2. LA GUERRE D'ESPAGNE

Pour ce qui est de la guerre d'Espagne1665, Leyvraz fait endosser l'échec d'une restauration dans ce pays au mouvement intellectuel qui préconisait un ordre nouveau; en effet, par manque ou éparpillement de ses réalisations, ce mouvement n'a ‘"pas influé de manière décisive sur le cours des événements. La vague rouge est revenue. Elle a renversé les trop faibles barrages qui devaient lui faire obstacle. Trop faibles, pourquoi ? Parce qu'il n'y a pas eu, malgré tout, chez l'ensemble des chrétiens espagnols, le grand élan qui, balayant tous les anciens préjugés de classe, aurait permis de fonder solidement la vraie société chrétienne, d'ôter à la révolution ses prises économiques et sociales1666".’ Malgré ce constat d'échec, Leyvraz relèvera, quelques mois plus tard, qu'il ‘"subsiste en Espagne de puissantes énergies nationales qu'il n'est pas possible de juguler. [Dont] une (...) visiblement appelée à jouer un rôle capital dans l'Espagne de demain : [celle déployée par] le mouvement syndicaliste-national créé par José-Antonio Primo de Rivera : la Phalange (...) [qui] veut un Etat fort auquel "participeront tous les Espagnols par le truchement de leur fraction familiale, syndicale et municipale" (...), résolue à imposer au capitalisme la discipline nationale. Or, la Phalange, c'est l'Espagne de demain qui ne ressemblera d'aucune manière à la hideuse caricature que les mercenaires de Staline propagent dans les masses. La Jeune Espagne veut en finir avec la finance parasitaire tout aussi bien qu'avec la bar-barie marxiste. Nous saluons ici son héroïque effort1667".’ Trois semaines plus tard, la ville de Guernica sera bombardée par l'aviation allemande1668. L'horrible massacre qui dé-chirera le pays durant des mois, amènera Leyvraz à en désigner plusieurs coupables : ‘"Devant les milliers de cadavres étendus sur la terre d'Espagne, je ne désigne pas UN responsable - le marxisme, l'anarchie.
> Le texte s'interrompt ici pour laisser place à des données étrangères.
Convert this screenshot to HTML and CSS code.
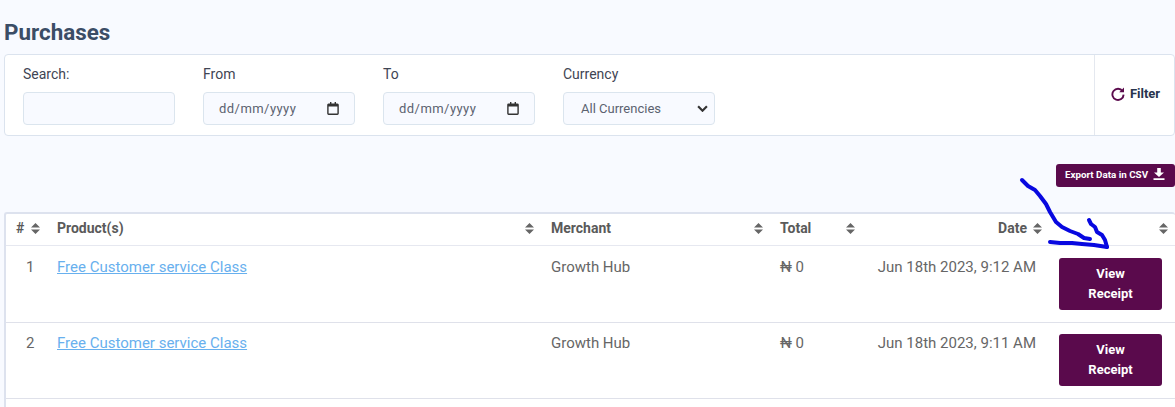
FILE: index.html
```html
<!DOCTYPE html>
<html lang="en">
<head>
<meta charset="utf-8">
<title>Purchases</title>
<link rel="stylesheet" href="styles.css">
</head>
<body>
<main class="page">
  <h1 class="title">Purchases</h1>
  <section class="filters">
    <div class="fields">
      <div class="field">
        <label class="label">Search:</label>
        <input class="control" type="text">
      </div>
      <div class="field">
        <label class="label">From</label>
        <div class="control date"><span>dd/mm/yyyy</span>
          <svg class="cal" viewBox="0 0 12 13" width="12" height="13"><path d="M3 0h1.4v1.5h3.2V0H9v1.5h1.4A1.4 1.4 0 0 1 11.8 3v8.6a1.4 1.4 0 0 1-1.4 1.4H1.6A1.4 1.4 0 0 1 .2 11.6V3a1.4 1.4 0 0 1 1.4-1.5H3zM1.6 4.6v7h8.8v-7z"/></svg>
        </div>
      </div>
      <div class="field">
        <label class="label">To</label>
        <div class="control date"><span>dd/mm/yyyy</span>
          <svg class="cal" viewBox="0 0 12 13" width="12" height="13"><path d="M3 0h1.4v1.5h3.2V0H9v1.5h1.4A1.4 1.4 0 0 1 11.8 3v8.6a1.4 1.4 0 0 1-1.4 1.4H1.6A1.4 1.4 0 0 1 .2 11.6V3a1.4 1.4 0 0 1 1.4-1.5H3zM1.6 4.6v7h8.8v-7z"/></svg>
        </div>
      </div>
      <div class="field">
        <label class="label">Currency</label>
        <div class="control select"><span>All Currencies</span>
          <svg class="chev" viewBox="0 0 10 6" width="11" height="7"><path d="M1 1l4 4 4-4" fill="none" stroke="#333" stroke-width="2"/></svg>
        </div>
      </div>
    </div>
    <button class="filter-btn">
      <svg viewBox="0 0 14 14" width="14" height="14"><path d="M11.6 4.2A5.6 5.6 0 1 0 12.6 7.6" fill="none" stroke="#5a0a4c" stroke-width="1.9"/><path d="M8.2 5.2h4.8V.6z" fill="#5a0a4c"/></svg>
      <span>Filter</span>
    </button>
  </section>

  <div class="export-row">
    <button class="export"><span>Export Data in CSV</span>
      <svg viewBox="0 0 12 12" width="12" height="12"><path d="M4.2 0h3.6v4.5H11L6 9 1 4.5h3.2z M.5 10.3h11V12H.5z" fill="#fff"/></svg>
    </button>
  </div>

  <div class="table-wrap">
    <table class="table">
      <colgroup>
        <col class="c-num"><col class="c-prod"><col class="c-merch"><col class="c-total"><col class="c-date"><col class="c-act">
      </colgroup>
      <thead>
        <tr>
          <th><div class="th">#<svg class="sort" viewBox="0 0 9 11"><path d="M4.5 0L9 4.5H0zM4.5 11L0 6.5h9z"/></svg></div></th>
          <th><div class="th">Product(s)<svg class="sort" viewBox="0 0 9 11"><path d="M4.5 0L9 4.5H0zM4.5 11L0 6.5h9z"/></svg></div></th>
          <th><div class="th">Merchant<svg class="sort" viewBox="0 0 9 11"><path d="M4.5 0L9 4.5H0zM4.5 11L0 6.5h9z"/></svg></div></th>
          <th><div class="th">Total<svg class="sort" viewBox="0 0 9 11"><path d="M4.5 0L9 4.5H0zM4.5 11L0 6.5h9z"/></svg></div></th>
          <th><div class="th th-date">Date<svg class="sort" viewBox="0 0 9 11"><path d="M4.5 0L9 4.5H0zM4.5 11L0 6.5h9z"/></svg></div></th>
          <th><div class="th th-act"><svg class="sort" viewBox="0 0 9 11"><path d="M4.5 0L9 4.5H0zM4.5 11L0 6.5h9z"/></svg></div></th>
        </tr>
      </thead>
      <tbody>
        <tr>
          <td class="num">1</td>
          <td><a class="link" href="#">Free Customer service Class</a></td>
          <td>Growth Hub</td>
          <td>₦ 0</td>
          <td class="date-cell">Jun 18th 2023, 9:12 AM</td>
          <td class="act"><button class="receipt">View Receipt</button></td>
        </tr>
        <tr>
          <td class="num">2</td>
          <td><a class="link" href="#">Free Customer service Class</a></td>
          <td>Growth Hub</td>
          <td>₦ 0</td>
          <td class="date-cell">Jun 18th 2023, 9:11 AM</td>
          <td class="act"><button class="receipt">View Receipt</button></td>
        </tr>
        <tr>
          <td class="num">&nbsp;</td><td></td><td></td><td></td><td></td><td class="act"></td>
        </tr>
      </tbody>
    </table>
  </div>

  <svg class="scribble" viewBox="0 0 1175 407" width="1175" height="407" fill="none" stroke="#0808e0" stroke-width="4" stroke-linecap="round" stroke-linejoin="round">
    <path d="M1022 180L1028 186L1035 190L1040 196L1046 204L1050 212L1056 222L1062 227L1070 231L1078 234L1084 238L1090 239"/>
    <path d="M1050 242L1060 243L1072 243L1082 244L1094 245L1107 247"/>
    <path d="M1089 220L1091 224L1095 227L1097 232L1102 235L1105 240L1107 247"/>
  </svg>
</main>
</body>
</html>
```
FILE: styles.css
```css
* { box-sizing: border-box; }
html, body { margin: 0; padding: 0; height: 407px; overflow: hidden; }
body { background: #f8faff; font-family: Roboto, "Liberation Sans", sans-serif; color: #555; }
.page { position: relative; padding-left: 4px; height: 407px; overflow: hidden; }
.title { margin: 0; padding-top: 19px; height: 54px; font-size: 22.4px; line-height: 26px; font-weight: 700; color: #3b4d66; }

.filters { display: flex; height: 82px; background: #fff; border: 1px solid #dbe3ee; border-radius: 4px; }
.fields { flex: 1; display: flex; padding-left: 18px; padding-top: 11px; }
.field { width: 180px; display: flex; flex-direction: column; }
.label { font-size: 14px; line-height: 17px; color: #3f4554; height: 26px; }
.control { width: 152px; height: 33px; background: #f8faff; border: 1px solid #dbe5ee; border-radius: 4px; display: flex; align-items: center; font-size: 13px; color: #5b6270; }
.control.date { padding: 0 15px; justify-content: space-between; letter-spacing: .45px; }
.control.select { padding: 0 6px 0 17px; justify-content: space-between; }
.cal { fill: #333; display: block; }
.filter-btn { width: 80px; border: 0; border-left: 1px solid #e4e8ef; background: transparent; display: flex; align-items: center; justify-content: center; gap: 5px; font: 700 13px Roboto, sans-serif; color: #28344e; padding: 0 0 3px 2px; }

.export-row { display: flex; justify-content: flex-end; padding-top: 28px; height: 76px; }
.export { width: 119px; height: 23px; background: #5a0a4c; color: #fff; border: 0; border-radius: 3px; font: 700 9.8px Roboto, sans-serif; display: flex; align-items: center; justify-content: center; gap: 5px; padding: 0 1px 3px 0; }

.table-wrap { background: #fff; border: 2px solid #dde2ee; border-bottom: 0; border-right: 0; border-radius: 3px 3px 0 0; height: 195px; overflow: hidden; }
.table { width: 1169px; table-layout: fixed; border-collapse: separate; border-spacing: 0; font-size: 15px; color: #666; }
.c-num { width: 39px; } .c-prod { width: 494px; } .c-merch { width: 229px; } .c-total { width: 92px; } .c-date { width: 187px; } .c-act { width: 128px; }
th { height: 32px; padding: 0 5px 3px 12px; font-weight: 700; color: #5a5a5a; text-align: left; border-bottom: 1px solid #e6e8f0; }
th:first-child { padding-left: 10px; }
.th { display: flex; justify-content: space-between; align-items: center; font-size: 14px; }
.th-date { justify-content: flex-end; gap: 6px; }
.th-act { justify-content: flex-end; margin-right: 2px; }
.sort { width: 9px; height: 11px; fill: #666; display: block; }
td { height: 77px; padding: 12px 12px 0; vertical-align: top; border-bottom: 1px solid #dfe1ea; line-height: 18px; }
tbody tr:nth-child(2) td { height: 76px; padding-top: 11px; }
.num { padding-left: 20px; }
.link { color: #68b0ee; }
.date-cell { text-align: right; padding-right: 11px; white-space: nowrap; }
td.act { padding-right: 0; padding-left: 12px; }
.receipt { width: 103px; height: 52px; background: #5a0a4c; color: #fff; border: 0; border-radius: 3px; font: 700 13px/20px Roboto, sans-serif; padding: 0 20px; display: block; }
.scribble { position: absolute; left: 0; top: 0; pointer-events: none; }
```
J'en désigne DEUX, car au premier j'ajoute le CAPITALISME avilisseur, exploiteur, le grand coupable de la révolte ouvrière1669."’

Notes
1665.

776 volontaires suisses (la plupart des ouvriers pauvres, exilés dans des villes, à la recherche d'une terre susceptible de les nourrir) s'engagent dans ce conflit. La Suisse, dont la législation interdisait tout engagement dans une armée étrangère en vertu de sa neutralité, traduira systématiquement en justice militaire ceux qui avaient violé la loi. Il y aura 550 procès et 420 jugements définitifs où les 4/5 des personnes seront condamnés à des peines allant de 15 jours à 4 ans d'emprisonnement avec souvent, en plus, une privation des droits civiques (1 à 5 ans).

1666.

"La leçon des faits". Liberté syndicale, 21 février 1936.

1667.

"La Jeune Espagne en marche". Liberté syndicale, 9 avril 1937.

1668.

Alors qu'à fin septembre 1936, Nicole s'était élevé contre la politique de réserve et de neutralité du Conseil fédéral, ce dernier refuse, en août 1937, de reconnaître aux nationalistes le statut de belligérants qui leur permettrait de remettre en cause la légitimité du gouvernement républicain; il décide de s'en tenir à la politique poursuivie jusqu'ici, soit de garder des relations officielles avec l'Espagne républicaine et n'avoir que des rapports de fait avec les nationalistes.

1669.

"Le mauvais maître". Liberté syndicale, 12 novembre 1937.